What do you think of the blending worlds of enterprise technology and agency services?
I think regardless of where that world goes -- holding company vs. the tech platforms -- you’re taught from day one [at agencies] that it’s not your resume, it’s your portfolio. There’s always going to be a need for a creative shop. The question is: Can you bring in work flow together like Adobe’s attempting to do with Marketing Cloud to really limit creative bias and get the best work possible, where you’re not making decisions based on opinion? [A world where] you’re taking 10 different concepts, giving 10% traffic to each concept and optimizing it. That’s the whole Creative Cloud meets digital asset management meets test and target. … That’s the future of what [enterprise tech platforms like Adobe are doing] but not many retailers are doing it yet. It’s too new.
You have strong sentiments about having access to your own data.

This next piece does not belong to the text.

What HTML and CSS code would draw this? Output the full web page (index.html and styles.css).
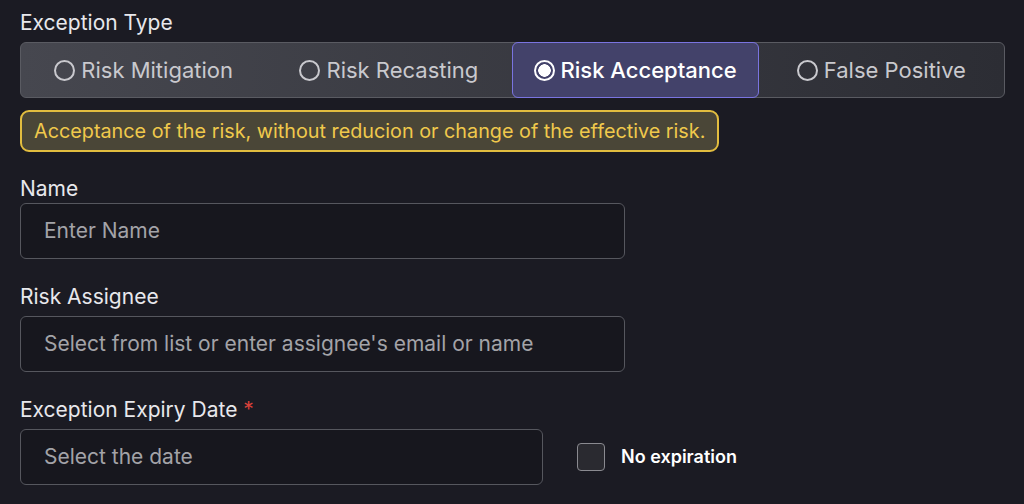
FILE: index.html
```html
<!DOCTYPE html>
<html>
<head>
<meta charset="utf-8">
<link rel="stylesheet" href="styles.css">
</head>
<body>
<div class="form">
  <div class="label first">Exception Type</div>
  <div class="segmented">
    <div class="seg"><span class="radio"></span><span>Risk Mitigation</span></div>
    <div class="seg"><span class="radio"></span><span>Risk Recasting</span></div>
    <div class="seg selected"><span class="radio on"></span><span>Risk Acceptance</span></div>
    <div class="seg"><span class="radio"></span><span>False Positive</span></div>
  </div>
  <div class="note">Acceptance of the risk, without reducion or change of the effective risk.</div>

  <div class="label name-label">Name</div>
  <div class="input wide">Enter Name</div>

  <div class="label">Risk Assignee</div>
  <div class="input wide">Select from list or enter assignee's email or name</div>

  <div class="label">Exception Expiry Date <span class="req">*</span></div>
  <div class="row">
    <div class="input date">Select the date</div>
    <div class="check"><span class="box"></span><span class="check-text">No expiration</span></div>
  </div>
</div>
</body>
</html>
```

FILE: styles.css
```css
html, body {
  margin: 0;
  padding: 0;
  background: #1b1b23;
}
body {
  font-family: Inter, "Noto Sans", sans-serif;
  color: #e6e6ea;
  width: 1024px;
  height: 504px;
  overflow: hidden;
}
.form {
  padding: 11px 0 0 20px;
  display: flex;
  flex-direction: column;
  align-items: flex-start;
}
.label {
  font-size: 21px;
  line-height: 24px;
  color: #e8e8ec;
  margin-top: 26px;
  margin-bottom: 7px;
}
.label.first {
  margin-top: 0;
  margin-bottom: 7px;
}
.label.name-label {
  margin-top: 25px;
  margin-bottom: 2px;
}
.req {
  color: #d9413a;
}
.segmented {
  display: flex;
  width: 985px;
  height: 56px;
  box-sizing: border-box;
  border: 1px solid #5a5b62;
  border-radius: 6px;
  background: linear-gradient(90deg, #46474f 0%, #2c2d34 100%);
}
.seg {
  flex: 1;
  display: flex;
  align-items: center;
  justify-content: center;
  gap: 6px;
  font-size: 22px;
  color: #c9c9ce;
}
.seg.selected {
  margin: -1px 0;
  border: 1px solid #7a74e0;
  border-radius: 6px;
  background: #43426a;
  color: #ffffff;
  font-weight: 500;
}
.radio {
  width: 21px;
  height: 21px;
  border: 2px solid #c9c9ce;
  border-radius: 50%;
  box-sizing: border-box;
  flex: none;
}
.radio.on {
  border: 2px solid #ffffff;
  background: radial-gradient(circle, #ffffff 0 6px, transparent 6.5px);
}
.note {
  margin-top: 12px;
  box-sizing: border-box;
  height: 41.5px;
  padding: 0 12px;
  display: flex;
  align-items: center;
  border: 2px solid #e2bd3f;
  border-radius: 9px;
  background: #4a4637;
  color: #f0c94c;
  font-size: 19.8px;
}
.input {
  box-sizing: border-box;
  height: 56px;
  border: 1px solid #56575e;
  border-radius: 6px;
  background: #17171e;
  display: flex;
  align-items: center;
  padding-left: 23px;
  font-size: 21px;
  color: #a3a3a8;
}
.input.wide {
  width: 605px;
}
.input.date {
  width: 523px;
}
.row {
  display: flex;
  align-items: center;
}
.check {
  display: flex;
  align-items: center;
  margin-left: 34px;
  gap: 16px;
}
.box {
  width: 28px;
  height: 28px;
  box-sizing: border-box;
  border: 1.5px solid #8a8a90;
  border-radius: 4px;
  background: #2a2a30;
}
.check-text {
  font-size: 18px;
  font-weight: 600;
  color: #ffffff;
}
```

Everyone’s got to own their own data. [You] will lose market share at an accelerated pace if [you] don’t. If there’s a sharing arrangement where data is kept private, but still benchmarked against your peers, then I think it’s fine. Traditional buying is a little bit different. A brand won’t have that clout to go out and be able to negotiate effective discounts. I don’t think you’ll ever find brands buying large media themselves. … We bought a traditional agency called Mediapeel that does our production and traditional buying. They handled our Super Bowl buy [last year], a 12-market buy that was a significant expense.

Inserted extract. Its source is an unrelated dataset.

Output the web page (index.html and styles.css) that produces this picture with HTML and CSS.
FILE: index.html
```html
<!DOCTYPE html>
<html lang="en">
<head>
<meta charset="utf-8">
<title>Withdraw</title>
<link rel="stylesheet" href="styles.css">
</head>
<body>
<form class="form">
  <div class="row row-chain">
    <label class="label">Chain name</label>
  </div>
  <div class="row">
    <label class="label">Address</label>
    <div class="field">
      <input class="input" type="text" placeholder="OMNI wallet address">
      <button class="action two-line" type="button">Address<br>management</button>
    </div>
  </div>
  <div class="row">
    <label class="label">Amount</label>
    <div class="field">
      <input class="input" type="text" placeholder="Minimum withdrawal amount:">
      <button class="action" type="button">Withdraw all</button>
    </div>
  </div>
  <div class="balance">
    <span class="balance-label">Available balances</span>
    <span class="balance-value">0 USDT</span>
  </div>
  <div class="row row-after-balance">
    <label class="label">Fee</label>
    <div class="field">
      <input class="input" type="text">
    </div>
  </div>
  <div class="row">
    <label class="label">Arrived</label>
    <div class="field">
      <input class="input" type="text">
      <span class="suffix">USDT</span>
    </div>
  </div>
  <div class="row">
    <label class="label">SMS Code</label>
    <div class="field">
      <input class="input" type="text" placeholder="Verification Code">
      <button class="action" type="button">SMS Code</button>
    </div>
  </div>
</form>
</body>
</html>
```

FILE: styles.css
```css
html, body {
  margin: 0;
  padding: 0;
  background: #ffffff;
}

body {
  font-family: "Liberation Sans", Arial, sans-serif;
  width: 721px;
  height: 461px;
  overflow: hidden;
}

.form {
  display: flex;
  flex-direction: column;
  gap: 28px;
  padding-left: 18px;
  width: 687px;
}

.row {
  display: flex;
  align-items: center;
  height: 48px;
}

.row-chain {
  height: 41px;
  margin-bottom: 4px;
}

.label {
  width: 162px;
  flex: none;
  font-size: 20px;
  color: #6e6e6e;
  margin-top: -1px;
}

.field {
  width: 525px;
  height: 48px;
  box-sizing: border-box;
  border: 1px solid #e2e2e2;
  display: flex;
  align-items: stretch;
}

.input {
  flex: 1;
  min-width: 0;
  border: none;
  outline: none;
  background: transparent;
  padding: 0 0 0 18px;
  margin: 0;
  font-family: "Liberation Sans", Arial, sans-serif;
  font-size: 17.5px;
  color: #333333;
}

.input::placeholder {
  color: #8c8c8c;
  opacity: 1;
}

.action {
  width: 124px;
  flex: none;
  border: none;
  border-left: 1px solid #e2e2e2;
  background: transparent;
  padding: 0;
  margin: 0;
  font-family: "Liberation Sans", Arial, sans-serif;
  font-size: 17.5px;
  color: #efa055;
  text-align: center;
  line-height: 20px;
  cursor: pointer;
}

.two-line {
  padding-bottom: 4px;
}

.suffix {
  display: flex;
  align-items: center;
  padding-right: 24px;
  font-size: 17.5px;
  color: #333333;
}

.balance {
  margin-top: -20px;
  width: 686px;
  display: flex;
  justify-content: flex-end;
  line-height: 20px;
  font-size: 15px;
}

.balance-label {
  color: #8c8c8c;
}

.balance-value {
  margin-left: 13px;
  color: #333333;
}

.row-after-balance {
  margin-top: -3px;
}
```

What goes into the consideration to buy a Super Bowl ad?
People watching Super Bowl ads are not shopping and we bought in the areas where we have stores and we realized, right away ... that when you’re paying that much for that many impressions, you have to ask, “Can you recoup this in the next six months with incremental lift?” Probably not. I really ramped up the bid with retargeting, people who may have pulled up Alex and Ani on their couch and I targeted them for the next 60-90 days. So we were technically able to identify first time impressions and attribute that new revenue to the Super Bowl ad.
Where are you most focused in marketing investment?
If we find areas that can scale, we do. I look at it as a portfolio and I look at performance. If I can attribute content to sales, I invest more in content. We have a very sophisticated view on attribution. Our view is we can’t have a third party tell us what content means to a touch point, but we can measure the touch points. [Our success is not based on the fact that we] invested heavily into scaling display efforts or email marketing efforts. It’s a human-interest story, as well, and our founder did this in a relatively short period of time.
How do you get funding?
Fundingwise, everything was organic. We owned the whole supply chain, so margins were tremendous and it financed the growth of the stores. The first year, we did a couple of million bucks, then $14 million the next year and then, last year, we did $80 million topline across all channels and took a round of outside capital in the third quarter of last year from [consumer private equity firm] JH Partners. It was a significant, eight-figure round for a minority stake. The main point of contact there is now our chief strategy officer. As far as 2013, we say we’re at least going to double what we did last year, so that would put us in the $160 million dollar range. I would put it closer to $200 million, but a lot of it depends on inventory. We could move a lot of product if we sold direct to consumer at a discount, but we don’t. We always sell full price, but we do have promotions. I tend to believe that the end users of the product aren’t anywhere to be found in our CRM because they’re [receiving Alex and Ani jewelry] as gifts.